GIVEN INSTRUCTION :: In the material below, identify each line bearing the word "page". Reproduce those lines.

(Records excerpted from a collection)
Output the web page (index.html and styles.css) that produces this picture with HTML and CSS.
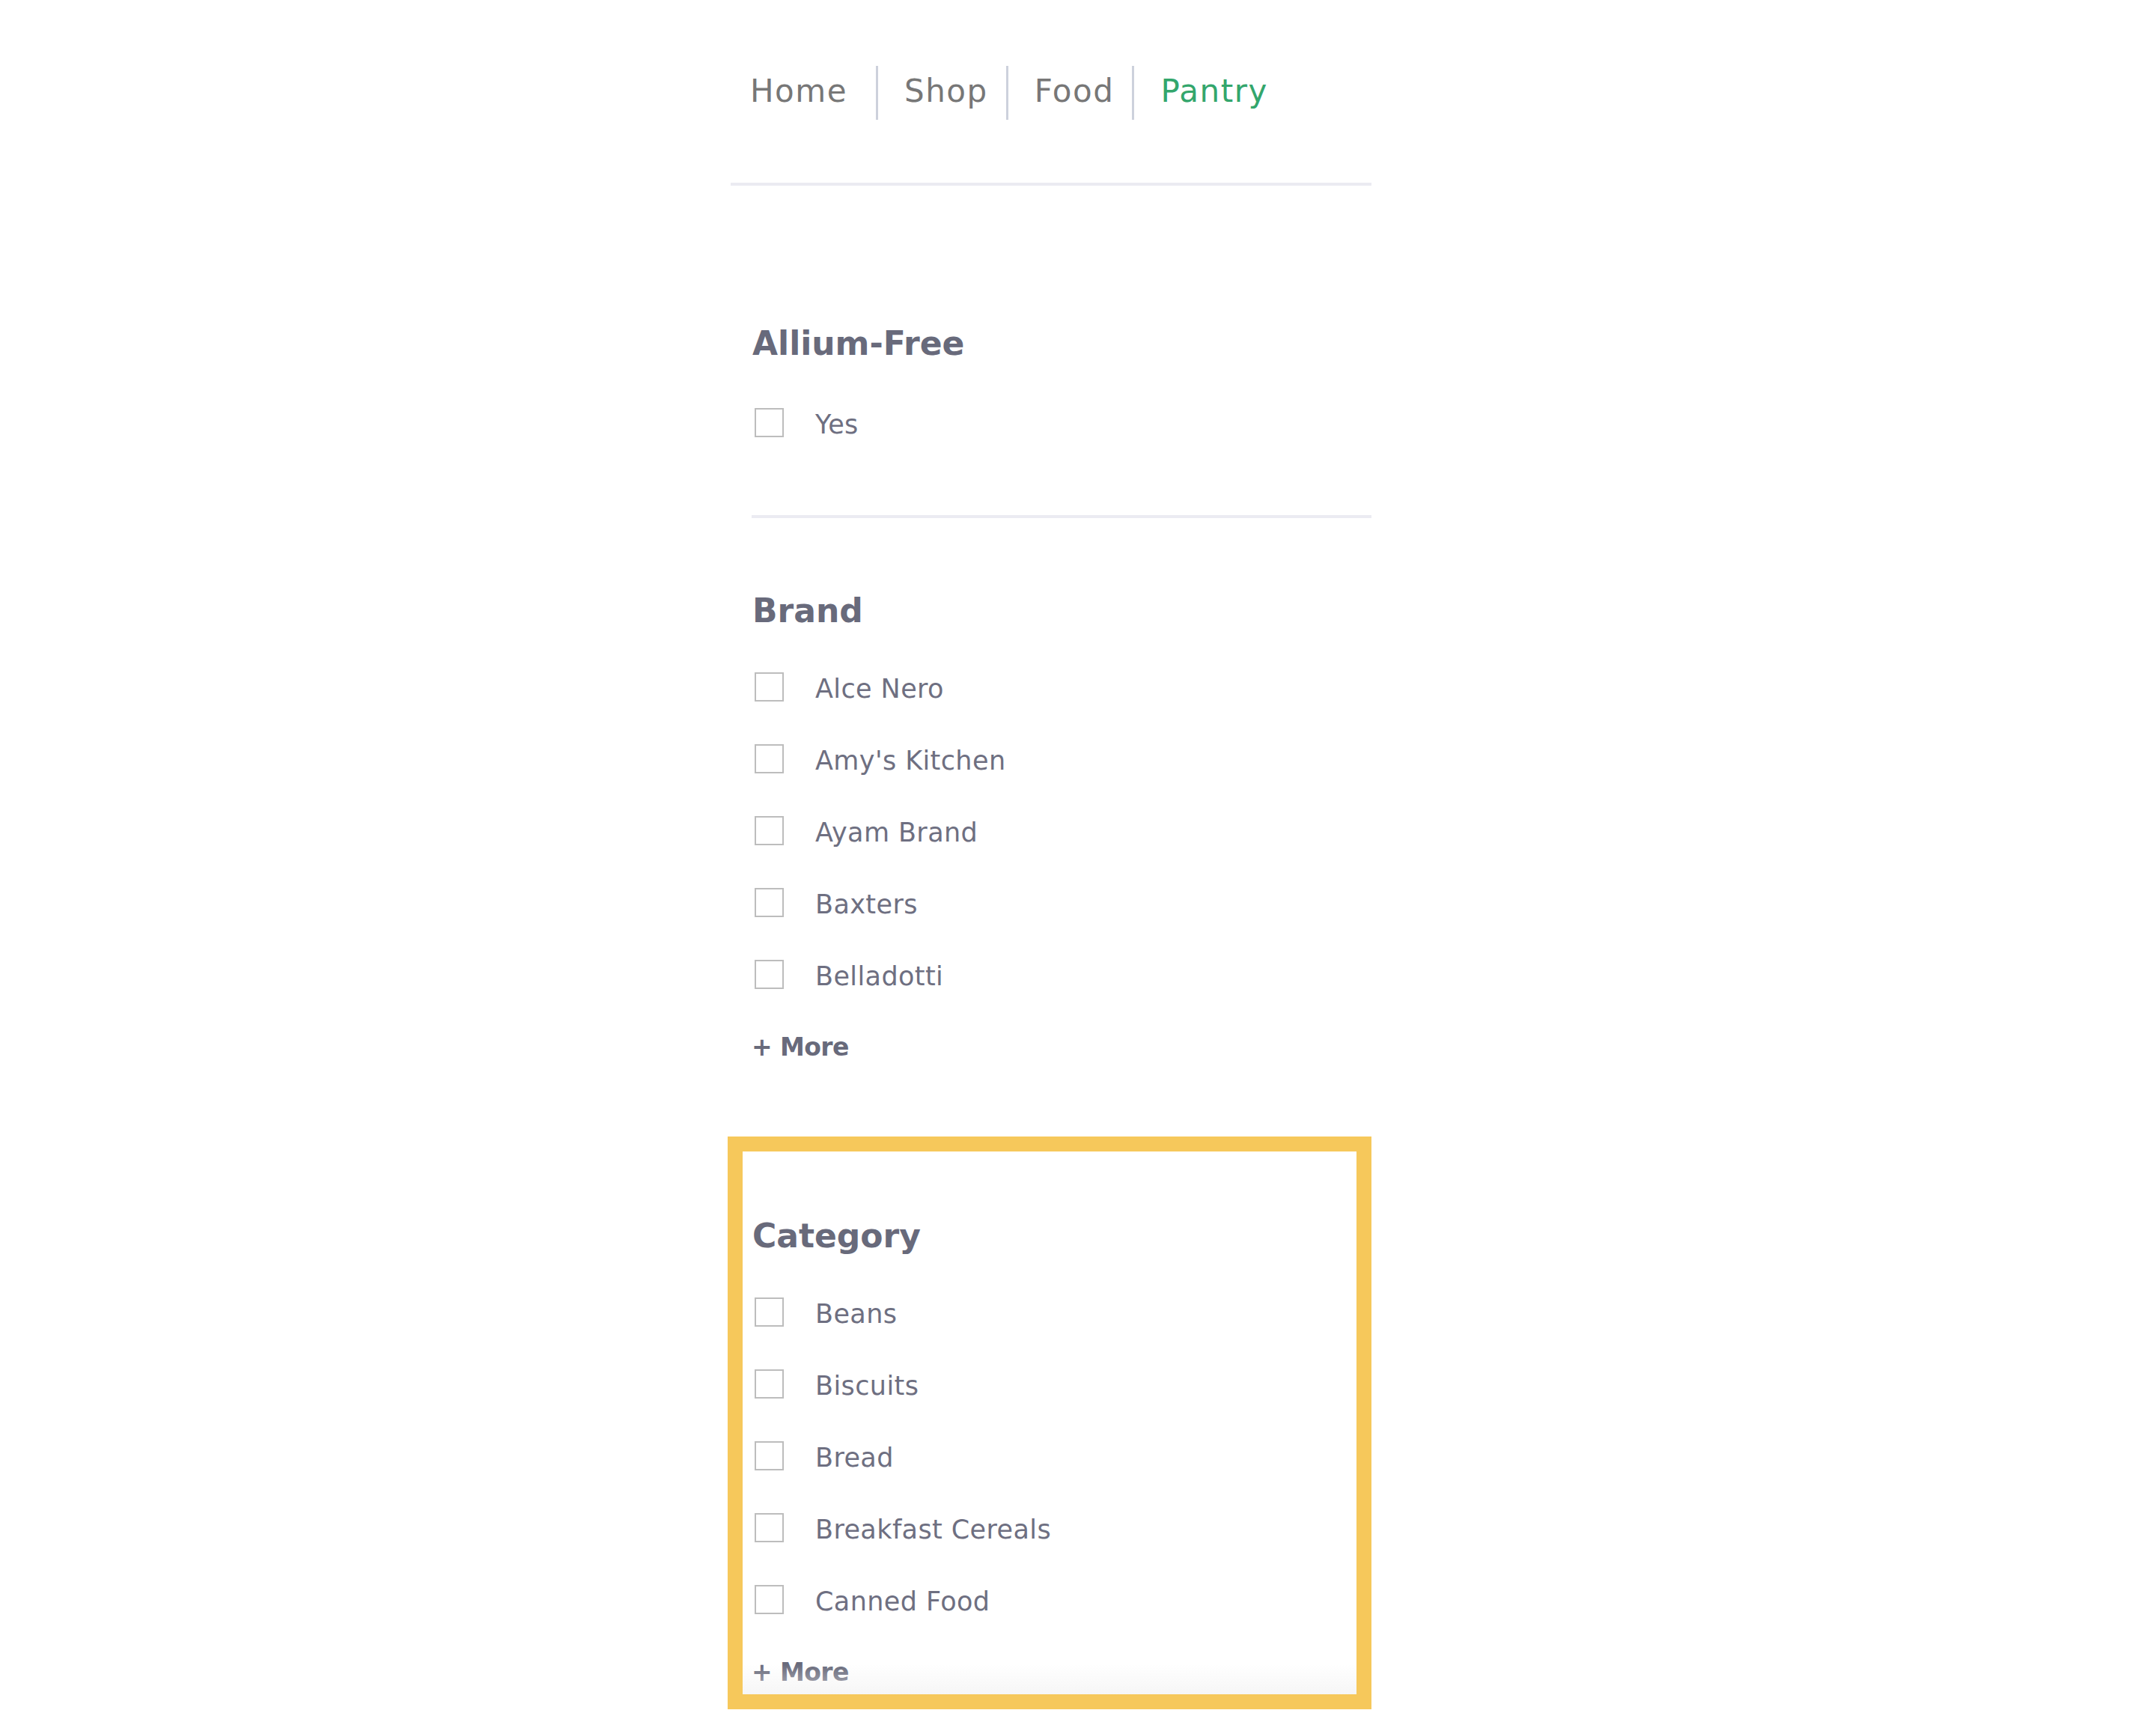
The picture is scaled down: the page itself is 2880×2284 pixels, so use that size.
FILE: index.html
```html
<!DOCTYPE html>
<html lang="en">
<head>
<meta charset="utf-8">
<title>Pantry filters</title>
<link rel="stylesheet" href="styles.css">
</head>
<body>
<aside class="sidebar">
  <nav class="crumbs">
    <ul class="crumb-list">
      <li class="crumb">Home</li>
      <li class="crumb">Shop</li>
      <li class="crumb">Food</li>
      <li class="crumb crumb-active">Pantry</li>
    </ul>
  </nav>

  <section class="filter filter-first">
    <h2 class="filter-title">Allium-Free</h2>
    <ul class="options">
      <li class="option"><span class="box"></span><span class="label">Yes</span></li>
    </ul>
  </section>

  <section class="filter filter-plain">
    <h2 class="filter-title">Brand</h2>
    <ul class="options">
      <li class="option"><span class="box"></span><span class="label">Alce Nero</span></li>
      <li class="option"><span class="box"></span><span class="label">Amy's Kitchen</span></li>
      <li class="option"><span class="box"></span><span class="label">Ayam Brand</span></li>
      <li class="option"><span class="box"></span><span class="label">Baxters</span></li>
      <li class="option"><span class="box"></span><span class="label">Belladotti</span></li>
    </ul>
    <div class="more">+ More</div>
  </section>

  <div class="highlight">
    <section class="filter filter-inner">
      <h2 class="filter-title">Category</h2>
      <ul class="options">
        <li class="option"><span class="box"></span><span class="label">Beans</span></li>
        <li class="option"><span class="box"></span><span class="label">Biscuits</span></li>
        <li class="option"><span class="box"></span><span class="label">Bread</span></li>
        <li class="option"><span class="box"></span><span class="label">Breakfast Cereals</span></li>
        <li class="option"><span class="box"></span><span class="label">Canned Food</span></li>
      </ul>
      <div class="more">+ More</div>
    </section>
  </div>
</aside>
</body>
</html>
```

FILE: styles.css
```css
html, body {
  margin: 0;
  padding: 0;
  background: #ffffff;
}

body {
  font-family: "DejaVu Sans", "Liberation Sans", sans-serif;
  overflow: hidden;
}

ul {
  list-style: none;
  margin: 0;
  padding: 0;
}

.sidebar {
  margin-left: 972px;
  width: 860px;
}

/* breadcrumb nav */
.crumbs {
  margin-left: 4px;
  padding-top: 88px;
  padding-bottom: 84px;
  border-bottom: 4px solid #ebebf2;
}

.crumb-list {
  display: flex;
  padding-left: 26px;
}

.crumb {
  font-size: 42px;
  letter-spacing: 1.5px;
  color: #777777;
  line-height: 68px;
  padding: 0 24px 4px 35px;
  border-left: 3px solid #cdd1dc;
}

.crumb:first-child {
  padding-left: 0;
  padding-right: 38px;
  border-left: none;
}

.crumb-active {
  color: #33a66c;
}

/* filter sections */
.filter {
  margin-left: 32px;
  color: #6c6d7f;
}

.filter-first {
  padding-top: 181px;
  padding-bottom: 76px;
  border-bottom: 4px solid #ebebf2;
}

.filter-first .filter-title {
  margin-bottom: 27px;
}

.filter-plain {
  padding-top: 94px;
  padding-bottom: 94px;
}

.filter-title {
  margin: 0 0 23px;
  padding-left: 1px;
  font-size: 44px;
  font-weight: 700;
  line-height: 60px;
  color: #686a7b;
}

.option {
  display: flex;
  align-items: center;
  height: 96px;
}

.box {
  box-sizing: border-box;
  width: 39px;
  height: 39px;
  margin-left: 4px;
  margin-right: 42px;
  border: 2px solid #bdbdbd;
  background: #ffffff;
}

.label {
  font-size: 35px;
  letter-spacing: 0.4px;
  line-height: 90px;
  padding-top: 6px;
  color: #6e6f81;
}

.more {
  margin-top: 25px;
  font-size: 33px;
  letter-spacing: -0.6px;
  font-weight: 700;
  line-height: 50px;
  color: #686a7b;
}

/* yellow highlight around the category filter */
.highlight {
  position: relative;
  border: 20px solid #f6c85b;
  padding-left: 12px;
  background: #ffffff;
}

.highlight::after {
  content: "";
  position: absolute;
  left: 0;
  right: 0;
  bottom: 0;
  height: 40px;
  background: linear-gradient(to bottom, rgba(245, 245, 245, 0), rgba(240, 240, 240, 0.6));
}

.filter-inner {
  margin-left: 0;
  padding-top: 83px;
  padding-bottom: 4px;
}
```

...

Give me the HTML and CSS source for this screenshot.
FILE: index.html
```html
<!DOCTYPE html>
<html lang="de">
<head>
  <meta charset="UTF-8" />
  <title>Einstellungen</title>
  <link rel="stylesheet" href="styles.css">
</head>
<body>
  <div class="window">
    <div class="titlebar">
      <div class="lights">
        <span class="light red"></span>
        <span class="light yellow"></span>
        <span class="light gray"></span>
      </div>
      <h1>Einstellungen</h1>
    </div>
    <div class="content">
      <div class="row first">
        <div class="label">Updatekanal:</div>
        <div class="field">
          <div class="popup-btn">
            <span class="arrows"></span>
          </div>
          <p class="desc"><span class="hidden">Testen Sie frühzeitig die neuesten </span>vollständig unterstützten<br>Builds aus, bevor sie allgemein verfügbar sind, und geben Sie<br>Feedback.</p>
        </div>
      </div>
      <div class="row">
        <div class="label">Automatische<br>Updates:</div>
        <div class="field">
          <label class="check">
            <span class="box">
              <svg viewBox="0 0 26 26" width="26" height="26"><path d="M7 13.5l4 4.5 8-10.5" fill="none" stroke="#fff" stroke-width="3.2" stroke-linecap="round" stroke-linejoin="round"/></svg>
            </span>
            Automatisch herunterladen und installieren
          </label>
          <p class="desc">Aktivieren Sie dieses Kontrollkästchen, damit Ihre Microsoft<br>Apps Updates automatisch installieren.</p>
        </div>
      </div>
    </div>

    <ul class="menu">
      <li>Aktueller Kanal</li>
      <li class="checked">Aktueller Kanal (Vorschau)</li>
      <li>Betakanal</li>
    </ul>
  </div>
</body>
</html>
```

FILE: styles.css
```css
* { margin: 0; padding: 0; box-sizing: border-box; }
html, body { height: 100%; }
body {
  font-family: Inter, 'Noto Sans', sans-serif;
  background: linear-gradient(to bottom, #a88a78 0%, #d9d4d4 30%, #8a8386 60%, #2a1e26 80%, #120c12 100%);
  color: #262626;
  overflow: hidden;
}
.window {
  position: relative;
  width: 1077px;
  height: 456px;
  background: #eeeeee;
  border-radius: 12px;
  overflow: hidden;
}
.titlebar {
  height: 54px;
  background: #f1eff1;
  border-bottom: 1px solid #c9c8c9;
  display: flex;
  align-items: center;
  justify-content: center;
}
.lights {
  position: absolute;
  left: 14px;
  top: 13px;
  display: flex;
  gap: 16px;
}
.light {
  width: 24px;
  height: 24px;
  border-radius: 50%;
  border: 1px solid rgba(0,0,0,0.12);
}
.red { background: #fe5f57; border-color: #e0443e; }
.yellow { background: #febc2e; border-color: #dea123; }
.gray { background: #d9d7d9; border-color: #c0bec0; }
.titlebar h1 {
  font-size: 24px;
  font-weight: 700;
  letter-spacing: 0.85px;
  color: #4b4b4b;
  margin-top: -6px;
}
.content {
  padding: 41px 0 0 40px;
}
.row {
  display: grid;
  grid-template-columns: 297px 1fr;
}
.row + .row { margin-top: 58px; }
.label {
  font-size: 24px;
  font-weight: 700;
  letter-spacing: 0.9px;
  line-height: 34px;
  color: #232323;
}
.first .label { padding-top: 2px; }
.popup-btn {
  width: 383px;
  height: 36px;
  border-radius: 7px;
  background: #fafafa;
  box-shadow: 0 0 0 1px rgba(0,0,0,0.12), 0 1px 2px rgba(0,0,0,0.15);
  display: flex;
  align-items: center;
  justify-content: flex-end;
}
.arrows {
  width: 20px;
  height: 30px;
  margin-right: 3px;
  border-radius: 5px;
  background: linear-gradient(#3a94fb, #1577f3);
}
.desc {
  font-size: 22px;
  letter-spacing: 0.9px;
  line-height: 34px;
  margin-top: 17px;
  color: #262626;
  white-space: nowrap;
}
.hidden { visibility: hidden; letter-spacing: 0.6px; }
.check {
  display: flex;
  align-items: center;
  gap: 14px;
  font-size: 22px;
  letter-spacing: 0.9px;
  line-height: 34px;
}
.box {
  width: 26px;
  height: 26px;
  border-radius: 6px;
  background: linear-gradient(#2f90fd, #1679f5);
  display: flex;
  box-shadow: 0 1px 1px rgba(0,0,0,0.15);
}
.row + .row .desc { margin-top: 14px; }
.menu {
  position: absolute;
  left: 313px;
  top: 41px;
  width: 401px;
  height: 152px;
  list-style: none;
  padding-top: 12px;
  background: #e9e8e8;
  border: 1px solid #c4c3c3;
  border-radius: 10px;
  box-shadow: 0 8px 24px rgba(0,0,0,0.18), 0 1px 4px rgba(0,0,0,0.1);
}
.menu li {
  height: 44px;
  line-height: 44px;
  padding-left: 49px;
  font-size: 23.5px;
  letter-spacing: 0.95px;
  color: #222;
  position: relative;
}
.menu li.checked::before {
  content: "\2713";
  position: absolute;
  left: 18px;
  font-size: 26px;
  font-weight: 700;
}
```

* * *

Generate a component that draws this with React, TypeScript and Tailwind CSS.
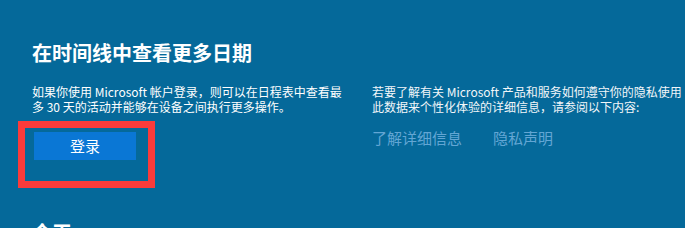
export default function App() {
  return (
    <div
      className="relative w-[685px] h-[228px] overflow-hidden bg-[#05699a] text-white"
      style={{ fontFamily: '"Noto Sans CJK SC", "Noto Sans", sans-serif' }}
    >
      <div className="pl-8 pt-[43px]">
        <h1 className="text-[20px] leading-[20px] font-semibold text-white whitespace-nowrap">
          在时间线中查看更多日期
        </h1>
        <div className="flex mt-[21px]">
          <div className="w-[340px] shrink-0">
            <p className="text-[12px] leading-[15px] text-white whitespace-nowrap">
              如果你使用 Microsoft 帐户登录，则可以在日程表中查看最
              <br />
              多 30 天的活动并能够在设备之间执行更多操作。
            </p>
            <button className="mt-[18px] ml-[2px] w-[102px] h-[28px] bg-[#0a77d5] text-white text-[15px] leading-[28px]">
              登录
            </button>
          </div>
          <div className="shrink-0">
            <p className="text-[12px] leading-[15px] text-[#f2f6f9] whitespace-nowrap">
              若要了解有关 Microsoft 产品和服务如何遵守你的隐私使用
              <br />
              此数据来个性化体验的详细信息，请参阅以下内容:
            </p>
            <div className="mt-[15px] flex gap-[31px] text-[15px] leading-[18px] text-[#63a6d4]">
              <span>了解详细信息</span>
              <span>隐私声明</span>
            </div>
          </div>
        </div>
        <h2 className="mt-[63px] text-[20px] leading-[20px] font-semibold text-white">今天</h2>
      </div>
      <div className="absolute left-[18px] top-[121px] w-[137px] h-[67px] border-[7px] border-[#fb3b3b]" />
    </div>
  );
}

EXERCISE SOLUTION ::
Output the web page (index.html and styles.css) that produces this picture with HTML and CSS.
The picture is scaled down: the page itself is 2880×2284 pixels, so use that size.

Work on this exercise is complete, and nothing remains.